## Work to complete
Copy out each line of the data that holds the word "this".

--- Start Extracted material ---

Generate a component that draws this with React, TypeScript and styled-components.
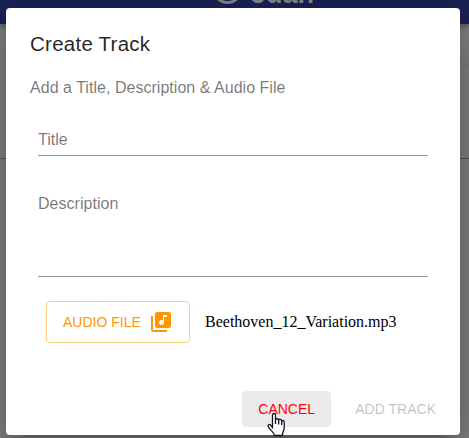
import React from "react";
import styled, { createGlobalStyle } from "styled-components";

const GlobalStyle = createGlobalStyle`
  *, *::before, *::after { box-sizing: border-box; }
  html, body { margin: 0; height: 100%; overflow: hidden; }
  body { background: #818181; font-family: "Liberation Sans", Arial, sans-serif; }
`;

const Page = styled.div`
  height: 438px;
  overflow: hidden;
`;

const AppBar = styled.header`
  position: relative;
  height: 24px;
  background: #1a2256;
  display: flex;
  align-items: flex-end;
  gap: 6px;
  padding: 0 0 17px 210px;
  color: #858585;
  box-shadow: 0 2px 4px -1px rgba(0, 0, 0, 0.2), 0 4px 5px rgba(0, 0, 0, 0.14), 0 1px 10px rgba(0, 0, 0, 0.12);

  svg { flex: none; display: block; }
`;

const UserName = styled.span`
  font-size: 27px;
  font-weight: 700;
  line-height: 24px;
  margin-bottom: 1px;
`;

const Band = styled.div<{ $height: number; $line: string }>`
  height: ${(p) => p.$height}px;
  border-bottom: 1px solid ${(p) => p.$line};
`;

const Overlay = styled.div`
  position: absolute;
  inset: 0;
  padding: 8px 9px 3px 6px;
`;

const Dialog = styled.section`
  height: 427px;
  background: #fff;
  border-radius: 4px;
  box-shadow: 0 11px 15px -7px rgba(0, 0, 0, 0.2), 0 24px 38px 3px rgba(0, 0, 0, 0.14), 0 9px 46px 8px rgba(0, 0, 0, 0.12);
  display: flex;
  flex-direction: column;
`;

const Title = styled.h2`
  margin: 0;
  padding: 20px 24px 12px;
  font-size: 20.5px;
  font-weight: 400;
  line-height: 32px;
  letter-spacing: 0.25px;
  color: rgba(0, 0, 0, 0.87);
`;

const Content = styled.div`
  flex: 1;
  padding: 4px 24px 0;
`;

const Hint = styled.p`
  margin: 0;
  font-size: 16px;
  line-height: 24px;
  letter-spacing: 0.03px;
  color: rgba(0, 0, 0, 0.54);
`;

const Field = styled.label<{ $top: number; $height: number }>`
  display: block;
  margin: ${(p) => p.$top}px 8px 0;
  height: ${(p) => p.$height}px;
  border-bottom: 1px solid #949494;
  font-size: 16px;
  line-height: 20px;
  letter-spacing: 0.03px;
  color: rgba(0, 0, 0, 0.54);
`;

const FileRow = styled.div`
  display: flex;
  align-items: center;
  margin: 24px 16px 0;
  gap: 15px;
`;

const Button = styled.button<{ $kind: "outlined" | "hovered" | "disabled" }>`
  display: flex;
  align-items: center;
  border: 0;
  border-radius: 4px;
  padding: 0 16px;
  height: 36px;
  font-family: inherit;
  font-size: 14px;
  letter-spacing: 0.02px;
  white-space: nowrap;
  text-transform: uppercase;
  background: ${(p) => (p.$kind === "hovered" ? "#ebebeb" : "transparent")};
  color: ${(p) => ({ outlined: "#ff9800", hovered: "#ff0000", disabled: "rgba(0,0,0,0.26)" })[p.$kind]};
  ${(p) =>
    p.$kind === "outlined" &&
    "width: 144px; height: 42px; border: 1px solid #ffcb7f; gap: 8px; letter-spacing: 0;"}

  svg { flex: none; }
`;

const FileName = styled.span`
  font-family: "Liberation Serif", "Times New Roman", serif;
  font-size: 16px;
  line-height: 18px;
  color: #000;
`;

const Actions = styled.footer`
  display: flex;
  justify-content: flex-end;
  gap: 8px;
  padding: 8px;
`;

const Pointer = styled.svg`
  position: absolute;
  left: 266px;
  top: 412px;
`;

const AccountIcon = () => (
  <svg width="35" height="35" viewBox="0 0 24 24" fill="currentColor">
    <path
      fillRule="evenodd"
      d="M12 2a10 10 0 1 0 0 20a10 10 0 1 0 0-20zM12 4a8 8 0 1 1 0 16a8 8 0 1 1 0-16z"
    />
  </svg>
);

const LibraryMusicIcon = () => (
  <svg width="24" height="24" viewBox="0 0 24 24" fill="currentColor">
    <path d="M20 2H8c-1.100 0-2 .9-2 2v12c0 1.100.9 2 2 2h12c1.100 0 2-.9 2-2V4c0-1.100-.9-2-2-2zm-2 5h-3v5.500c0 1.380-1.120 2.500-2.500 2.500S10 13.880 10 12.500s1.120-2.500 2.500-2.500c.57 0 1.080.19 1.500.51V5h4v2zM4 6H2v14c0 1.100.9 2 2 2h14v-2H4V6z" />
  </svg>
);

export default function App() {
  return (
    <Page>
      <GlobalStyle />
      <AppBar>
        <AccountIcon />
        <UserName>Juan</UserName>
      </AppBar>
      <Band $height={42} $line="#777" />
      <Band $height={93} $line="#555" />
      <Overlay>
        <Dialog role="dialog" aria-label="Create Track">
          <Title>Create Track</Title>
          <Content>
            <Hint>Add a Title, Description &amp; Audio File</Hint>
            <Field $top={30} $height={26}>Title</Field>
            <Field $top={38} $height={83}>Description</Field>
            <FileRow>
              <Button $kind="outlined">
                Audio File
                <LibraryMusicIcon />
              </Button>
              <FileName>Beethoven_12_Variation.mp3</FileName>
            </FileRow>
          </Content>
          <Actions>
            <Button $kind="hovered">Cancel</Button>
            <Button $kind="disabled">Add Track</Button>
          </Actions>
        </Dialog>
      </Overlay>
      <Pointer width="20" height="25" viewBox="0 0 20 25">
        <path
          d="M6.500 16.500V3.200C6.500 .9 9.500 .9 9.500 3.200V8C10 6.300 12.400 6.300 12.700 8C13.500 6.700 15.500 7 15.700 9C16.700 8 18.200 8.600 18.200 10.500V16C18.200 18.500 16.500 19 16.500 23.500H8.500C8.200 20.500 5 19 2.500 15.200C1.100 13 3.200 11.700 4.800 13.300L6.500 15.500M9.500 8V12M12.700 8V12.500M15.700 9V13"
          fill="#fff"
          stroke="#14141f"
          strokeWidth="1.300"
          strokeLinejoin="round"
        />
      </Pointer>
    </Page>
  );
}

--- End Extracted material ---
--- Start Extracted material ---

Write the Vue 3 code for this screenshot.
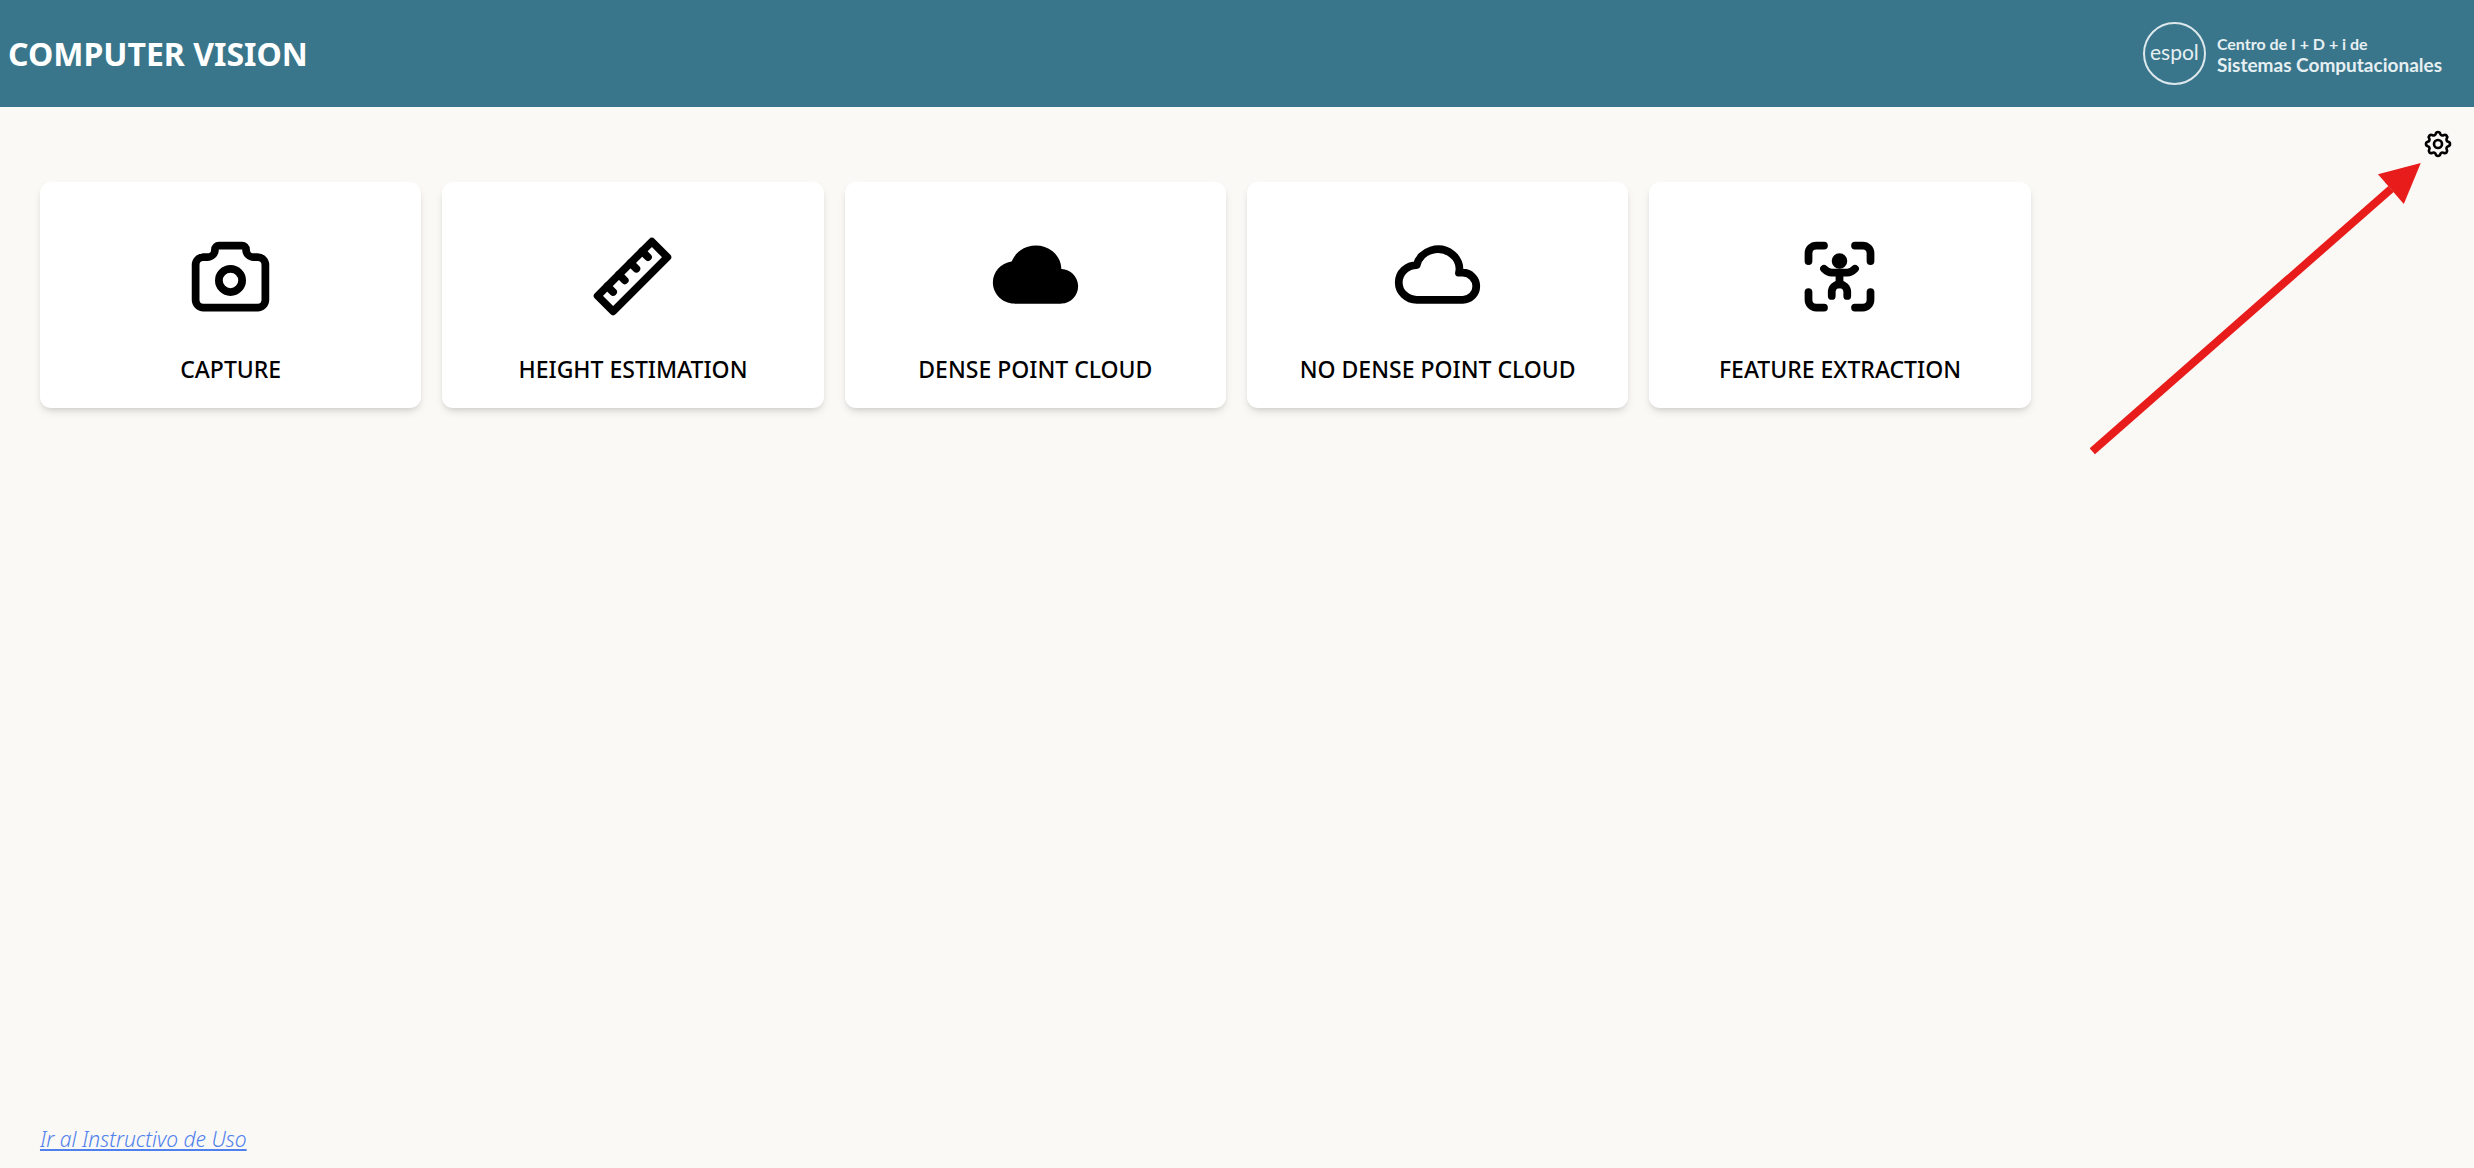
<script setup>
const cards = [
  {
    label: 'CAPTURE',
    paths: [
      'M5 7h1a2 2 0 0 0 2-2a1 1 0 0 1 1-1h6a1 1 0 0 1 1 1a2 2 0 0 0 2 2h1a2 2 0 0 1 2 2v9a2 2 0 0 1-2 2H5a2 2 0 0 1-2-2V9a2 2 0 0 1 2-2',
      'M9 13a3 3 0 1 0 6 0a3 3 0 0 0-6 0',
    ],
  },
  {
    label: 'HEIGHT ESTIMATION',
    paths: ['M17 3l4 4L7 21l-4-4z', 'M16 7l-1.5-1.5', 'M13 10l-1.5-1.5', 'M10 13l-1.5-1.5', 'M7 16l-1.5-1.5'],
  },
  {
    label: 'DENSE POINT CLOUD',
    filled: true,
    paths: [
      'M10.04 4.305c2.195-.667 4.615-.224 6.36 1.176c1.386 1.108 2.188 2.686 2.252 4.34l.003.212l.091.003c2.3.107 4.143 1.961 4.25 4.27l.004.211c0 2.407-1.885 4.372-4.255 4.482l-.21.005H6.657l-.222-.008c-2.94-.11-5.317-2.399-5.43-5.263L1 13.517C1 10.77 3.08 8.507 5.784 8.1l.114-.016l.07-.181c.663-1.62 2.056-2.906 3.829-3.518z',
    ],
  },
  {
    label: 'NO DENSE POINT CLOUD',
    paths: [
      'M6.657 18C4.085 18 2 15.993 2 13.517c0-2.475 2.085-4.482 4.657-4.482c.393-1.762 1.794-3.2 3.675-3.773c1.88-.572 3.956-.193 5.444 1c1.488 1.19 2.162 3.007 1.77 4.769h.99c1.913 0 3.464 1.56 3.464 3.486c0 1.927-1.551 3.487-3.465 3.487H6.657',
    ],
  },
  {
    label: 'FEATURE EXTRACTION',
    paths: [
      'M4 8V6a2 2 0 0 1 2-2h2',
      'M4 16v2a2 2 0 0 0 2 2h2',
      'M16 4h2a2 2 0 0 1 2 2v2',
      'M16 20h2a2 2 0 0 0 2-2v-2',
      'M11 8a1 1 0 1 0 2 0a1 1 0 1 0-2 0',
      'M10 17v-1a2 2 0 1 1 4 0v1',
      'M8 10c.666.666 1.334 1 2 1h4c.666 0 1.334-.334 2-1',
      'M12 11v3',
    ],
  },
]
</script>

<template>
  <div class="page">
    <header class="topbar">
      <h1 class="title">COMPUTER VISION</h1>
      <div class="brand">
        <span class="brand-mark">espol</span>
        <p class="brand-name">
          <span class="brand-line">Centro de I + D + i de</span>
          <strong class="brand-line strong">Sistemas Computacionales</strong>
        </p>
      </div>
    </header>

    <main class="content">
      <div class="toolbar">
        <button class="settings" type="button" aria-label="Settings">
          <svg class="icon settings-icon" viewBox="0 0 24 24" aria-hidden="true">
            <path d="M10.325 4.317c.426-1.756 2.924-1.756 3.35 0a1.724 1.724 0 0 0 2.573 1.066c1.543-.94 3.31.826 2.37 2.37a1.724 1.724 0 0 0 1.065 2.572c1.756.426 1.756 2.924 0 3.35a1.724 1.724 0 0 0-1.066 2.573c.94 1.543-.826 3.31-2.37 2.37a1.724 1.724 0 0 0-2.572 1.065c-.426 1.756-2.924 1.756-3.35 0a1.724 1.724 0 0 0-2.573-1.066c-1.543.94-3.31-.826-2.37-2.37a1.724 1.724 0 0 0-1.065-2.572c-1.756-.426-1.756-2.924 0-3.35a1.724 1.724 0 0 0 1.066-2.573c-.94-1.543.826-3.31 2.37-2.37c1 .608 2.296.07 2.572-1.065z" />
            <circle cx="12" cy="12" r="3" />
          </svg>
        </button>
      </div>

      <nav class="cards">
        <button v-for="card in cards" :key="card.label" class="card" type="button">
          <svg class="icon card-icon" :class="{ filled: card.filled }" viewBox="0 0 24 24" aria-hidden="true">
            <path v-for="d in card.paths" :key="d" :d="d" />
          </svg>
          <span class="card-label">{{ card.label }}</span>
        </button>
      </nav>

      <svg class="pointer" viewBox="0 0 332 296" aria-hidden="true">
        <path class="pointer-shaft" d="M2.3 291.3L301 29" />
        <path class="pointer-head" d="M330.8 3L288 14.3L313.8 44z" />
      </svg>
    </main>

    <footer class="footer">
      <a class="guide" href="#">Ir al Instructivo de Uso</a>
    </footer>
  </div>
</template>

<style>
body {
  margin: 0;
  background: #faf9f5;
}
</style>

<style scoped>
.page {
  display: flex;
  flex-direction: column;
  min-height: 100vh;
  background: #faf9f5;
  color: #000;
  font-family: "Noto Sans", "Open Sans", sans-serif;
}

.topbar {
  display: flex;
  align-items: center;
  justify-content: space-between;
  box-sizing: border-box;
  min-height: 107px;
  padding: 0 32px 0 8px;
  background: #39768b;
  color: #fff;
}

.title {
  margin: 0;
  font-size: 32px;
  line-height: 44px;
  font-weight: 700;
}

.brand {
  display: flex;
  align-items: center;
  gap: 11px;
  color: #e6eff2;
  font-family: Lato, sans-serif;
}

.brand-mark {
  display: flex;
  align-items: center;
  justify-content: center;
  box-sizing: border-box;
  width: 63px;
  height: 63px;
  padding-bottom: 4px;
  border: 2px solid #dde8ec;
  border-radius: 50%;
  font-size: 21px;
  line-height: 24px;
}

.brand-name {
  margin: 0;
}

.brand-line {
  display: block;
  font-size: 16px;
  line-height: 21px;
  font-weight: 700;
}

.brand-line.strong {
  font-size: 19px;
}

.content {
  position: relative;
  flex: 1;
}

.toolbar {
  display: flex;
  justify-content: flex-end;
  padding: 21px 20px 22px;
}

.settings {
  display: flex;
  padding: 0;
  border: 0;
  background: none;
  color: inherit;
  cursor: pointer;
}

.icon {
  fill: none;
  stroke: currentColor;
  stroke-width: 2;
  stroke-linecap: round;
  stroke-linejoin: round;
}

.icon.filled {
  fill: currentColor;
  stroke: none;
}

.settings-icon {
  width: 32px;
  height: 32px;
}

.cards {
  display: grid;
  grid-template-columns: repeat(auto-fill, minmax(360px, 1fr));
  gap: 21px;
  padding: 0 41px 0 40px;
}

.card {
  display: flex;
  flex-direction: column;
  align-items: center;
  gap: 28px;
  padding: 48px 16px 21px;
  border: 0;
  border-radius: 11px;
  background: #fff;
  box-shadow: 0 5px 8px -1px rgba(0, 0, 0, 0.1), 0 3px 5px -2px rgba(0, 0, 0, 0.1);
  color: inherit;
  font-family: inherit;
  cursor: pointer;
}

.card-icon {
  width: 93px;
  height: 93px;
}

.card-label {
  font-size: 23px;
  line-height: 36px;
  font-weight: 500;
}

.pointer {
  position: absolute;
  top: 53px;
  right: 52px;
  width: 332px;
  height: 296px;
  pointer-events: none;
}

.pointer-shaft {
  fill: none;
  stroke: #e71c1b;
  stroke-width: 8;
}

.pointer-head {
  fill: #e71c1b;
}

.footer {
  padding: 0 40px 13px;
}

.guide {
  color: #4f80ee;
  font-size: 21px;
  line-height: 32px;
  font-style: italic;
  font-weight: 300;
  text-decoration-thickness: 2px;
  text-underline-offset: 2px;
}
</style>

--- End Extracted material ---

## Expected answer
Generate a component that draws this with React, TypeScript and styled-components.
Write the Vue 3 code for this screenshot.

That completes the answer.